Have you ever been in a situation where you memorised the answers for an examination but you fumbled in the examination hall because you just memorised topics but couldn’t recognise patterns.

Something similar happens when training a machine learning model too. When the model learns the training data too well , it cannot predict the values outside of the training data. This is known as overfitting.

How to solve overfitting?

The problem of overfitting can be solved mainly 3 important methods:

Reducing the weights($w$) of the input features such that the curve fits better for a wide range of test data. For example if the output function was $f(x)_w,_b=92x_1 + 102x_2 + 20x_3 -100$ we can reduce the weights such that it fits better :

The new output function becomes: $f(x)_w,_b=2x_1 + 0.2x_2 + 3.2x_3 -3$
Another method of reducing over-fitting is by eliminating unnecessary features or neglecting the features which are not much important.

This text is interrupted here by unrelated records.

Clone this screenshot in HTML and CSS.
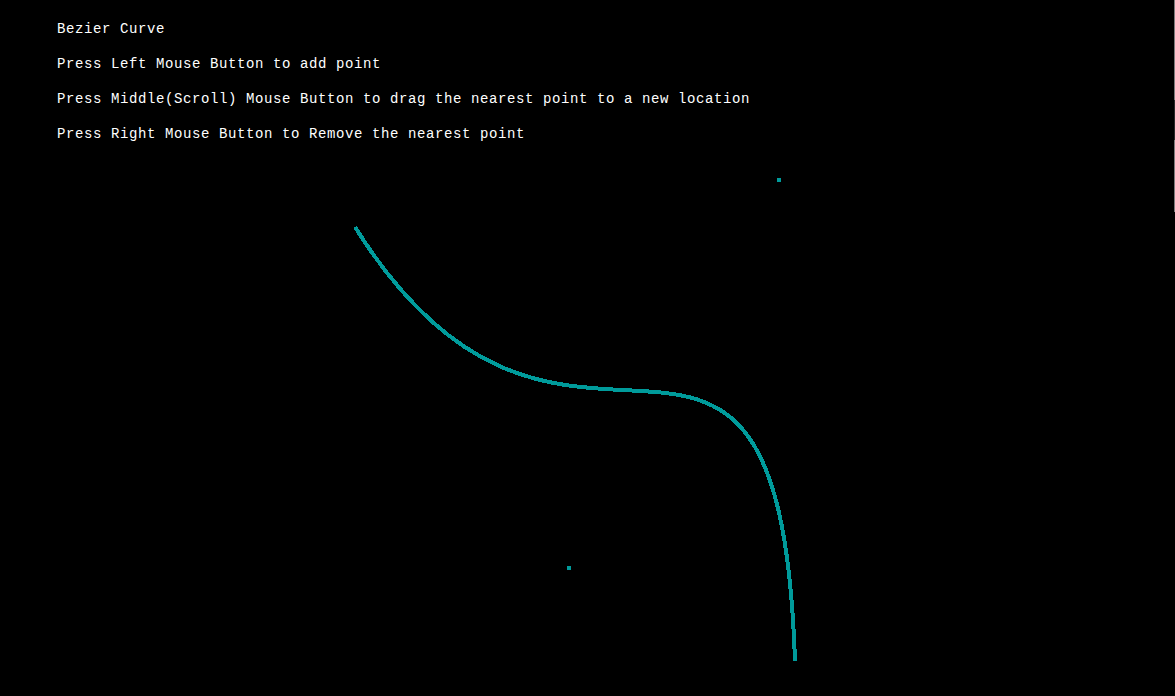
FILE: index.html
```html
<!DOCTYPE html>
<html>
<head>
<meta charset="utf-8">
<title>Bezier Curve</title>
<link rel="stylesheet" href="styles.css">
</head>
<body>
<main class="stage">
  <div class="help">
    <p class="line">Bezier Curve</p>
    <p class="line">Press Left Mouse Button to add point</p>
    <p class="line">Press Middle(Scroll) Mouse Button to drag the nearest point to a new location</p>
    <p class="line">Press Right Mouse Button to Remove the nearest point</p>
  </div>
  <svg class="canvas" width="1175" height="696" viewBox="0 0 1175 696">
    <path class="curve" d="M355 227 C568 568 779 180 795 661"/>
    <rect class="ctrl" x="777" y="178" width="4" height="4"/>
    <rect class="ctrl" x="567" y="566" width="4" height="4"/>
    <rect class="edge" x="1174" y="0" width="1" height="100"/>
    <rect class="edge dim" x="1174" y="100" width="1" height="40"/>
    <rect class="edge" x="1174" y="140" width="1" height="72"/>
  </svg>
</main>
</body>
</html>
```
FILE: styles.css
```css
html, body {
  margin: 0;
  padding: 0;
  background: #000;
}
.stage {
  position: relative;
  width: 1175px;
  height: 696px;
  overflow: hidden;
  background: #000;
}
.help {
  padding: 12px 0 0 57px;
}
.line {
  margin: 0;
  font-family: "Liberation Mono", "DejaVu Sans Mono", monospace;
  font-size: 14px;
  letter-spacing: 0.6px;
  line-height: 35px;
  color: #fff;
  white-space: pre;
  -webkit-font-smoothing: none;
}
.canvas {
  position: absolute;
  left: 0;
  top: 0;
}
.curve {
  fill: none;
  stroke: #009b9b;
  stroke-width: 4;
  shape-rendering: crispEdges;
}
.ctrl {
  fill: #009b9b;
}
.edge {
  fill: #7a7a7a;
}
.edge.dim {
  fill: #2a2a2a;
}
```
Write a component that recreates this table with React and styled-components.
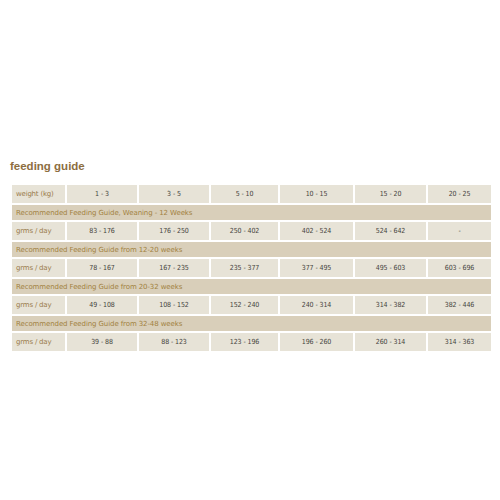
import styled, { createGlobalStyle } from "styled-components";

const GlobalStyle = createGlobalStyle`
  body {
    margin: 0;
    background: #fff;
    font-family: "DejaVu Sans", "Liberation Sans", sans-serif;
  }
`;

const weights = ["1 - 3", "3 - 5", "5 - 10", "10 - 15", "15 - 20", "20 - 25"];

// each section: heading + grams per day values
const sections = [
  {
    title: "Recommended Feeding Guide, Weaning - 12 Weeks",
    values: ["83 - 176", "176 - 250", "250 - 402", "402 - 524", "524 - 642", "-"],
  },
  {
    title: "Recommended Feeding Guide from 12-20 weeks",
    values: ["78 - 167", "167 - 235", "235 - 377", "377 - 495", "495 - 603", "603 - 696"],
  },
  {
    title: "Recommended Feeding Guide from 20-32 weeks",
    values: ["49 - 108", "108 - 152", "152 - 240", "240 - 314", "314 - 382", "382 - 446"],
  },
  {
    title: "Recommended Feeding Guide from 32-48 weeks",
    values: ["39 - 88", "88 - 123", "123 - 196", "196 - 260", "260 - 314", "314 - 363"],
  },
];

const App = () => {
  return (
    <>
      <GlobalStyle />
      <Page>
        <Title>feeding guide</Title>
        <Table>
          <Cell $label>weight (kg)</Cell>
          {weights.map((w) => (
            <Cell key={w}>{w}</Cell>
          ))}
          {sections.map((s) => (
            <Row key={s.title}>
              <Section>{s.title}</Section>
              <Cell $label>grms / day</Cell>
              {s.values.map((v, i) => (
                <Cell key={i}>{v}</Cell>
              ))}
            </Row>
          ))}
        </Table>
      </Page>
    </>
  );
};

const Page = styled.div`
  width: 500px;
  height: 500px;
  padding: 158px 9px 0 12px;
  box-sizing: border-box;
`;

const Title = styled.h1`
  margin: 0 0 11px -2px;
  font-family: "Liberation Sans", sans-serif;
  font-size: 11.5px;
  font-weight: bold;
  color: #8d6e3f;
  line-height: 16px;
`;

const Table = styled.div`
  display: grid;
  grid-template-columns: 53px 70px 70px 67px 73px 71px 63px;
  grid-template-rows: 18px repeat(4, 15px 18px);
  gap: 2px;
  background: #fff;
`;

const Row = styled.div`
  display: contents;
`;

const Cell = styled.div`
  display: flex;
  align-items: center;
  justify-content: ${(p) => (p.$label ? "flex-start" : "center")};
  padding-left: ${(p) => (p.$label ? "4px" : "0")};
  background: #e7e3d7;
  color: ${(p) => (p.$label ? "#9a7b4c" : "#46433d")};
  font-family: ${(p) =>
    p.$label ? '"DejaVu Sans", sans-serif' : '"DejaVu Sans Condensed", "DejaVu Sans", sans-serif'};
  font-size: 7px;
  letter-spacing: ${(p) => (p.$label ? "-0.2px" : "-0.1px")};
  white-space: nowrap;
`;

const Section = styled.div`
  grid-column: 1 / -1;
  display: flex;
  align-items: center;
  padding-left: 4px;
  background: #d9cfba;
  color: #a2823f;
  font-size: 7px;
  letter-spacing: -0.1px;
  white-space: nowrap;
`;

export default App;
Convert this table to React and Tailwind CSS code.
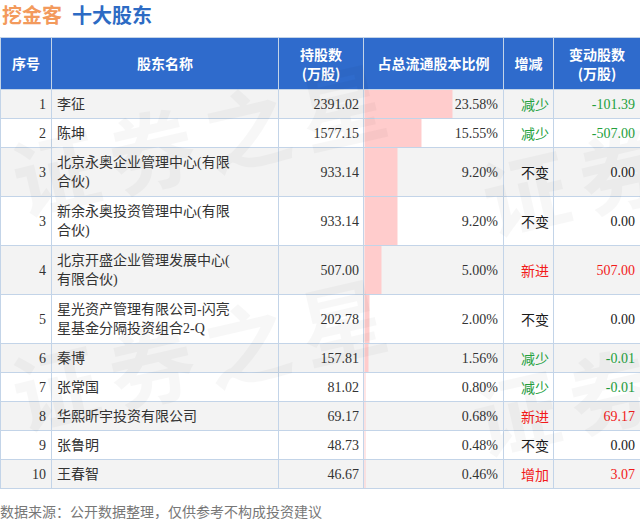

For example we can eliminate the input feature → distance to the nearest coffee store, while estimating the price of a house.
The last method that can be used to reduce overfitting is by using the technique of regularisation which we are going to discuss in the next section.

What is Regularisation?

Regularisation is basically a technique to simplify the model and prevent it from fitting the data too well. It works by penalizing complex models and force them to focus on the larger picture rather than memorizing small details. This sounds too generic right? Lets focus on how it actually works:

Types of Regularisation:

There are many kinds of regularisation but for now lets discuss 2 of the most important types.

L1 Regularisation:

In this type of regularisation we eliminate the unnecessary features(in our case the unnecessary features are those features which have very less weight.) by shrinking the value of $w$ by adding a penalty to the loss function.

Initially the loss function was $J(x)_w,b= 1/2m\sum{i=1}^m(\hat{y}-y^i)^2$ but in L1 regularisation we add a penalty terms defined by $λ∑∣wi∣$, where $λ$ is known as the regularisation strength or penalty terms which controls how much regularisation we apply to our model.

The new error becomes:

$J(w) = \sum_{i=1}^{n} (y_i - \hat{y}i)^2 + \lambda \sum{j=1}^{p} |w_j|$